To respect, support, and defend the constitutional rights of all Americans.
To accept, honor, and respect the results of elections by the American people.
To respect, support, and insist upon the peaceful transfer of power upon which our constitutional republic is premised and depends.
These principles once seemed like apple pie. They help form the foundation of a constitutional republic—one where, as Tom Paine put it in Common Sense, “the law ought to be king.”
But in the last decade, Donald Trump and his lawyer-enablers repeatedly attacked those principles, most infamously while attempting to overturn the 2020 election.
Those enabling, unethical attorneys did not go unchallenged. Important lawyer-activist groups stood up to defend their profession and its ethical standards. Activist professional groups filed successful disciplinary complaints against the likes of Rudy Giuliani, John Eastman, Jeffrey Clark, and Lin Wood.
Now, the ABA has mounted the barricades to defend the precepts that uphold our democracy. The adoption of the Society for the Rule of Law principles and the document from the Task Force on Democracy are both permission slips and a catalyst for individuals and legal organizations to join the defense of the rules that ensure our safety and freedom.
That includes Big Law, the country’s major law firms, whose silence, with few exceptions, has been deafening.
NOW FOR THE THIRD MAJOR DEVELOPMENT. On Tuesday, from Arizona, we learned two things about the grand jury of ordinary citizens who back in April indicted Giuliani, Mark Meadows, and Republican fake electors from the scheme to overturn the 2020 election.
First, the grand jury had wanted to indict Trump himself, the central actor in seeking to destroy the lawful transfer of power. The Arizona attorney general’s prosecutors reportedly recommended against it to avoid further complicating the former president’s federal prosecution. Leaving him out, of course, would also simplify an already complex case for Arizona prosecutors.
Then it was reported that lawyer Jenna Ellis, Giuliani’s sidekick after the 2020 election, agreed to cooperate with the Arizona prosecutors.
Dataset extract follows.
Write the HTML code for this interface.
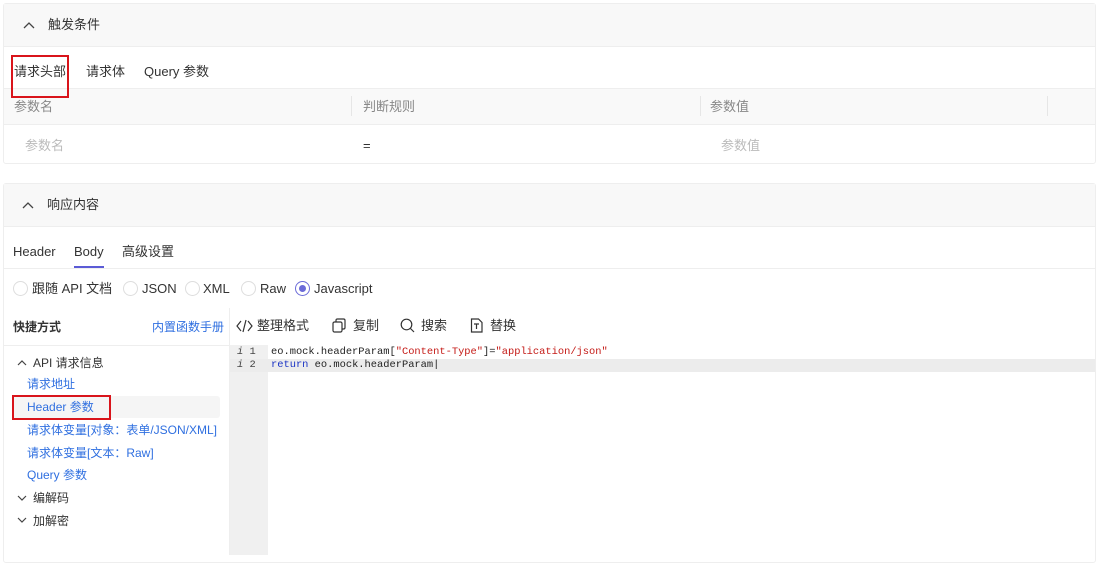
<!DOCTYPE html>
<html><head><meta charset="utf-8"><style>
*{box-sizing:border-box;margin:0;padding:0}
body{width:1098px;height:555px;background:#fff;font-family:"Liberation Sans","Noto Sans CJK SC",sans-serif;font-size:13px;line-height:16px;color:#333;position:relative;overflow:hidden}
.abs{position:absolute}
.card{position:absolute;left:3px;width:1093px;border:1px solid #eee;border-radius:3px}
.hd{position:absolute;left:0;right:0;height:43px;background:#f8f8f8;border-bottom:1px solid #eee}
.hd span{position:absolute;top:13px}
.t{position:absolute;white-space:nowrap}
.blue{color:#2f6fe0}
.radio{position:absolute;width:15px;height:15px;border:1px solid #ddd;border-radius:50%;top:281px}
.mono{font-family:"Liberation Mono",monospace;font-size:10.4px;line-height:13px}
</style></head><body>
<div class="card" style="top:3px;height:161px">
 <div class="hd" style="top:0"><svg class="abs" style="left:19px;top:17px" width="12" height="8"><path d="M1 7L6 2L11 7" stroke="#444" stroke-width="1.3" fill="none"/></svg><span style="left:44px">触发条件</span></div>
 <div class="t" style="left:10px;top:60px">请求头部</div>
 <div class="abs" style="left:10px;top:84px;width:54px;height:2px;background:#5b5bd6"></div>
 <div class="t" style="left:82px;top:60px">请求体</div>
 <div class="t" style="left:140px;top:60px">Query 参数</div>
 <div class="abs" style="left:0;right:0;top:84px;height:37px;background:#f9f9f9;border-top:1px solid #eee;border-bottom:1px solid #eee"></div>
 <div class="t" style="left:10px;top:95px;color:#888">参数名</div>
 <div class="abs" style="left:347px;top:92px;width:1px;height:20px;background:#e6e6e6"></div>
 <div class="t" style="left:359px;top:95px;color:#888">判断规则</div>
 <div class="abs" style="left:696px;top:92px;width:1px;height:20px;background:#e6e6e6"></div>
 <div class="t" style="left:706px;top:95px;color:#888">参数值</div>
 <div class="abs" style="left:1043px;top:92px;width:1px;height:20px;background:#e6e6e6"></div>
 <div class="t" style="left:21px;top:134px;color:#bbb">参数名</div>
 <div class="t" style="left:359px;top:134px">=</div>
 <div class="t" style="left:717px;top:134px;color:#bbb">参数值</div>
</div>
<div class="card" style="top:183px;height:380px"></div>
<div class="hd" style="top:184px;left:4px;right:3px"><svg class="abs" style="left:18px;top:17px" width="12" height="8"><path d="M1 7L6 2L11 7" stroke="#444" stroke-width="1.3" fill="none"/></svg><span style="left:43px">响应内容</span></div>
<div class="t" style="left:13px;top:244px">Header</div>
<div class="t" style="left:74px;top:244px">Body</div>
<div class="abs" style="left:74px;top:266px;width:30px;height:2px;background:#5b5bd6"></div>
<div class="t" style="left:122px;top:244px">高级设置</div>
<div class="abs" style="left:4px;right:3px;top:268px;height:1px;background:#eee"></div>
<div class="radio" style="left:13px"></div><div class="t" style="left:32px;top:281px">跟随 API 文档</div>
<div class="radio" style="left:123px"></div><div class="t" style="left:142px;top:281px">JSON</div>
<div class="radio" style="left:185px"></div><div class="t" style="left:203px;top:281px">XML</div>
<div class="radio" style="left:241px"></div><div class="t" style="left:260px;top:281px">Raw</div>
<div class="radio" style="left:295px;border-color:#6b6bd8"><div class="abs" style="left:3px;top:3px;width:7px;height:7px;border-radius:50%;background:#6b6bd8"></div></div><div class="t" style="left:314px;top:281px">Javascript</div>
<div class="t" style="left:13px;top:319px;font-weight:bold;font-size:12px">快捷方式</div>
<div class="t blue" style="left:152px;top:319px;font-size:12px">内置函数手册</div>
<div class="abs" style="left:4px;top:345px;width:225px;height:1px;background:#eee"></div>
<div class="abs" style="left:229px;top:308px;width:1px;height:247px;background:#eee"></div>
<svg class="abs" style="left:17px;top:359px" width="10" height="7"><path d="M1 6L5 2L9 6" stroke="#444" stroke-width="1.2" fill="none"/></svg>
<div class="t" style="left:33px;top:355px;font-size:12px">API 请求信息</div>
<div class="t blue" style="left:27px;top:376px;font-size:12px">请求地址</div>
<div class="abs" style="left:12px;top:396px;width:208px;height:22px;background:#f5f5f5;border-radius:3px"></div>
<div class="t blue" style="left:27px;top:399px;font-size:12px">Header 参数</div>
<div class="abs" style="left:12px;top:395px;width:99px;height:25px;border:2px solid #d9141b"></div>
<div class="t blue" style="left:27px;top:422px;font-size:12px">请求体变量[对象：表单/JSON/XML]</div>
<div class="t blue" style="left:27px;top:445px;font-size:12px">请求体变量[文本：Raw]</div>
<div class="t blue" style="left:27px;top:467px;font-size:12px">Query 参数</div>
<svg class="abs" style="left:17px;top:495px" width="10" height="7"><path d="M1 1L5 5L9 1" stroke="#444" stroke-width="1.2" fill="none"/></svg>
<div class="t" style="left:33px;top:490px;font-size:12px">编解码</div>
<svg class="abs" style="left:17px;top:517px" width="10" height="7"><path d="M1 1L5 5L9 1" stroke="#444" stroke-width="1.2" fill="none"/></svg>
<div class="t" style="left:33px;top:513px;font-size:12px">加解密</div>
<svg class="abs" style="left:236px;top:319px" width="17" height="14"><path d="M5 2L1 7L5 12M12 2L16 7L12 12M10 1L7 13" stroke="#333" stroke-width="1.2" fill="none"/></svg>
<div class="t" style="left:257px;top:318px">整理格式</div>
<svg class="abs" style="left:332px;top:318px" width="14" height="15"><rect x="1" y="4" width="9" height="10" rx="1.5" stroke="#333" fill="none" stroke-width="1.2"/><path d="M4 4V2.5Q4 1 5.5 1H11.5Q13 1 13 2.5V9.5Q13 11 11.5 11H10" stroke="#333" fill="none" stroke-width="1.2"/></svg>
<div class="t" style="left:353px;top:318px">复制</div>
<svg class="abs" style="left:400px;top:318px" width="15" height="15"><circle cx="6.5" cy="6.5" r="5.3" stroke="#333" fill="none" stroke-width="1.2"/><path d="M10.5 10.5L14 14" stroke="#333" stroke-width="1.2"/></svg>
<div class="t" style="left:421px;top:318px">搜索</div>
<svg class="abs" style="left:470px;top:318px" width="13" height="15"><path d="M1.5 1H8.5L12 4.5V14H1.5Z" stroke="#333" fill="none" stroke-width="1.2"/><path d="M4 6H9M6.5 6V11" stroke="#333" stroke-width="1.2"/></svg>
<div class="t" style="left:490px;top:318px">替换</div>
<div class="abs" style="left:230px;top:345px;width:38px;height:210px;background:#f0f0f0"></div>
<div class="abs" style="left:230px;top:359px;width:865px;height:13px;background:#ececec"></div>
<div class="t mono" style="left:237px;top:346px;color:#444"><i>i</i> 1</div>
<div class="t mono" style="left:237px;top:359px;color:#444"><i>i</i> 2</div>
<div class="t mono" style="left:271px;top:346px;color:#222">eo.mock.headerParam[<span style="color:#c41a16">"Content-Type"</span>]=<span style="color:#c41a16">"application/json"</span></div>
<div class="t mono" style="left:271px;top:359px;color:#222"><span style="color:#1a33c4">return</span> eo.mock.headerParam|</div>
<div class="abs" style="left:11px;top:55px;width:58px;height:43px;border:2px solid #d9141b"></div>
</body></html>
Along the same lines came the news that one of the indicted fake electors has pleaded guilty.
Activist lawyer groups had previously succeeded in having Ellis disciplined last year for her ethical breaches, demonstrating that efforts to ensure accountability to rules and law can register in serious consequences.
We are seeing how the law is a force to be reckoned with—but only if it is defended and acted upon when under assault. That is what connects the news from the ABA and from Arizona Attorney General Kris Mayes, whose office brought the indictments. Both the primary professional organization in the law and its defenders in a state prosecutor’s office are standing up for the rule of law and the integrity of the legal profession.
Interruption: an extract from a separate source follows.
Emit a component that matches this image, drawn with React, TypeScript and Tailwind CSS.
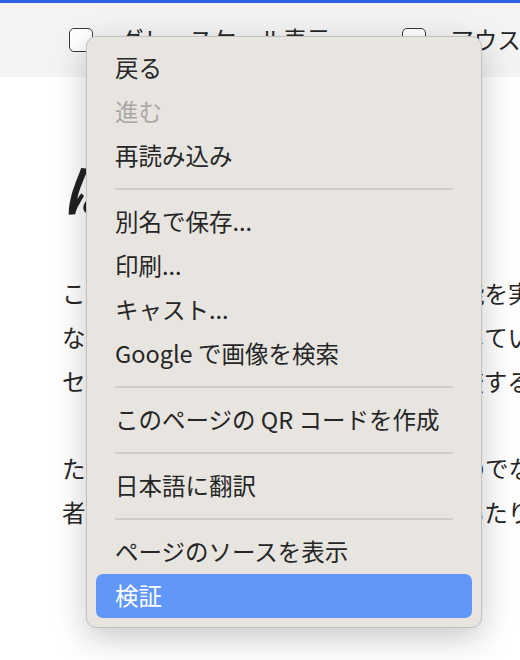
import * as React from "react";

type MenuEntry = { label: string; disabled?: boolean; active?: boolean } | "sep";

const menuItems: MenuEntry[] = [
  { label: "戻る" },
  { label: "進む", disabled: true },
  { label: "再読み込み" },
  "sep",
  { label: "別名で保存..." },
  { label: "印刷..." },
  { label: "キャスト..." },
  { label: "Google で画像を検索" },
  "sep",
  { label: "このページの QR コードを作成" },
  "sep",
  { label: "日本語に翻訳" },
  "sep",
  { label: "ページのソースを表示" },
  { label: "検証", active: true },
];

const para1 = [
  "このページでは色覚や視力に関する機能を実際に体験できます",
  "などの見え方を、ブラウザの上で再現しています。",
  "セクションごとに表示を切り替えて比較することができます",
];

const para2 = [
  "ただし、表示は医学的根拠に基づくものでなく、",
  "者の視点を理解するため参考として用いたりしてください",
];

const Checkbox = () => (
  <span className="block w-6 h-6 shrink-0 rounded-[5px] border-[1.5px] border-[#3a3a3a] bg-white" />
);

const ContextMenu = () => (
  <div className="absolute left-[86px] top-[36px] w-[396px] rounded-[10px] border border-[#c4c0bc] bg-[#e8e5e1] p-[9px] shadow-[0_10px_32px_rgba(0,0,0,0.22)]">
    {menuItems.map((item, i) =>
      item === "sep" ? (
        <div key={i} className="h-[22px] flex items-center px-[19px]">
          <div className="h-[2px] w-full bg-[#cfcbc7]" />
        </div>
      ) : (
        <div
          key={i}
          className={
            item.active
              ? "h-[44px] flex items-center px-[19px] rounded-[7px] bg-[#6097f8] text-white"
              : item.disabled
              ? "h-[44px] flex items-center px-[19px] text-[#aba8a4]"
              : "h-[44px] flex items-center px-[19px] text-[#262626]"
          }
        >
          {item.label}
        </div>
      )
    )}
  </div>
);

export default function App() {
  return (
    <div
      className="relative w-[520px] h-[660px] overflow-hidden bg-white text-[23.5px] leading-none text-[#262626]"
      style={{ fontFamily: '"Noto Sans CJK JP", "Noto Sans", sans-serif' }}
    >
      {/* toolbar */}
      <div className="h-[77px] border-t-[3px] border-[#2f5fe3] bg-[#f4f3f4] flex items-center pl-[69px] whitespace-nowrap">
        <Checkbox />
        <span className="ml-[27px]">グレースケール表示</span>
        <span className="ml-[72px]">
          <Checkbox />
        </span>
        <span className="ml-[24px]">アウスタイル表示</span>
      </div>

      {/* page content */}
      <div className="pl-[62px] whitespace-nowrap">
        <h1 className="mt-[77px] text-[56px] leading-[67px] font-bold italic text-[#222]">
          はじめに
        </h1>
        <div className="mt-[50px] leading-[44px]">
          {para1.map((l, i) => (
            <div key={i}>{l}</div>
          ))}
        </div>
        <div className="mt-[43px] leading-[44px]">
          {para2.map((l, i) => (
            <div key={i}>{l}</div>
          ))}
        </div>
      </div>

      <ContextMenu />
    </div>
  );
}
Institutions fail without action in their defense. That’s what the ABA has done. And that’s what the Arizona prosecutors and grand jury did.
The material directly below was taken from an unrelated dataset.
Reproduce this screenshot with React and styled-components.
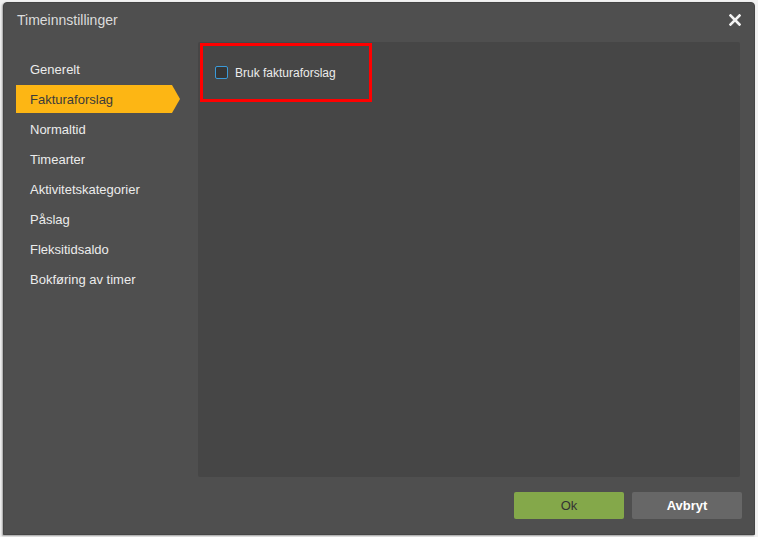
import styled, { createGlobalStyle } from 'styled-components';

const GlobalStyle = createGlobalStyle`
  body {
    margin: 0;
    background: #f2f2f2;
    font-family: 'Liberation Sans', Arial, sans-serif;
  }
`;

const Page = styled.div`
  width: 758px;
  height: 537px;
  padding: 2px 3px 0 3px;
  box-sizing: border-box;
`;

const Dialog = styled.div`
  width: 752px;
  height: 533px;
  box-sizing: border-box;
  background: #4f4f4f;
  border: 1px solid #454545;
  border-radius: 4px 4px 0 0;
  box-shadow: -1px 1px 2px rgba(0, 0, 0, 0.35);
  display: flex;
  flex-direction: column;
`;

const Header = styled.div`
  height: 39px;
  box-sizing: border-box;
  display: flex;
  align-items: flex-start;
  justify-content: space-between;
  padding: 9px 13px 0 13px;
`;

const Title = styled.span`
  color: #dcdcdc;
  font-size: 14px;
  line-height: 16px;
`;

const Close = styled.button`
  border: 0;
  background: none;
  padding: 2px 0 0 0;
  display: flex;
  cursor: pointer;
`;

const Body = styled.div`
  flex: 1;
  display: flex;
  padding: 0 14px 0 12px;
`;

const Sidebar = styled.ul`
  list-style: none;
  margin: 0;
  padding: 11px 0 0 0;
  width: 182px;
  flex-shrink: 0;
`;

const MenuItem = styled.li`
  height: 28px;
  margin-top: 2px;
  width: ${p => (p.$active ? '164px' : '156px')};
  padding-left: 14px;
  box-sizing: border-box;
  display: flex;
  align-items: center;
  font-size: 13px;
  color: ${p => (p.$active ? '#3b3b3b' : '#ececec')};
  background: ${p => (p.$active ? '#fdb614' : 'transparent')};
  clip-path: ${p =>
    p.$active ? 'polygon(0 0, 156px 0, 164px 50%, 156px 100%, 0 100%)' : 'none'};
  cursor: pointer;
`;

const Panel = styled.div`
  flex: 1;
  background: #464646;
  border-radius: 2px;
  padding: 1px 2px;
`;

const Highlight = styled.div`
  width: 172px;
  height: 59px;
  box-sizing: border-box;
  border: 3px solid #ff0000;
  display: flex;
  align-items: center;
  padding: 0 0 0 12px;
`;

const CheckRow = styled.label`
  display: flex;
  align-items: center;
  gap: 7px;
  color: #ececec;
  font-size: 12px;
  cursor: pointer;
`;

const CheckBox = styled.span`
  width: 13px;
  height: 13px;
  box-sizing: border-box;
  border: 1px solid #3b9ad8;
  border-radius: 2px;
  background: #363636;
`;

const Footer = styled.div`
  height: 57px;
  display: flex;
  justify-content: flex-end;
  align-items: center;
  gap: 8px;
  padding: 0 12px 0 0;
`;

const Button = styled.button`
  width: 110px;
  height: 27px;
  border: 0;
  border-radius: 2px;
  font-family: inherit;
  font-size: 13px;
  cursor: pointer;
  background: ${p => (p.$primary ? '#84a84a' : '#676767')};
  color: ${p => (p.$primary ? '#333' : '#fff')};
  font-weight: ${p => (p.$primary ? 'normal' : 'bold')};
`;

const items = [
  'Generelt',
  'Fakturaforslag',
  'Normaltid',
  'Timearter',
  'Aktivitetskategorier',
  'Påslag',
  'Fleksitidsaldo',
  'Bokføring av timer',
];

const App = () => {
  return (
    <Page>
      <GlobalStyle />
      <Dialog>
        <Header>
          <Title>Timeinnstillinger</Title>
          <Close aria-label='Lukk'>
            <svg width='12' height='12' viewBox='0 0 12 12'>
              <path
                d='M1.5 1.5 L10.5 10.5 M10.5 1.5 L1.5 10.5'
                stroke='#f2f2f2'
                strokeWidth='2.6'
                strokeLinecap='square'
              />
            </svg>
          </Close>
        </Header>
        <Body>
          <Sidebar>
            {items.map(item => (
              <MenuItem key={item} $active={item === 'Fakturaforslag'}>
                {item}
              </MenuItem>
            ))}
          </Sidebar>
          <Panel>
            <Highlight>
              <CheckRow>
                <CheckBox />
                Bruk fakturaforslag
              </CheckRow>
            </Highlight>
          </Panel>
        </Body>
        <Footer>
          <Button $primary>Ok</Button>
          <Button>Avbryt</Button>
        </Footer>
      </Dialog>
    </Page>
  );
};

export default App;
What happens in politics and what happens in law are intertwined. Mayes, you might remember, was elected by a margin of just 280 votes. Had it not been for every citizen who voted, there would have been no Arizona prosecution of Giuliani, Meadows, and the fake electors in that pivotal battleground state. Likewise, the outcome of this November’s presidential election will determine whether Trump himself will face justice for his attempt to overturn the 2020 election. If he wins re-election, his federal prosecutions will judder to a halt.
Donald Trump and his MAGA party are trying to destroy the rule of law in our society. Prosecutors like those in Arizona and organizations like the ABA have stepped forward to defend it. Each of us can, in our own way, join in this effort. This is not a moment to stand on the sidelines wondering whom the rule of law protects. It protects all of us.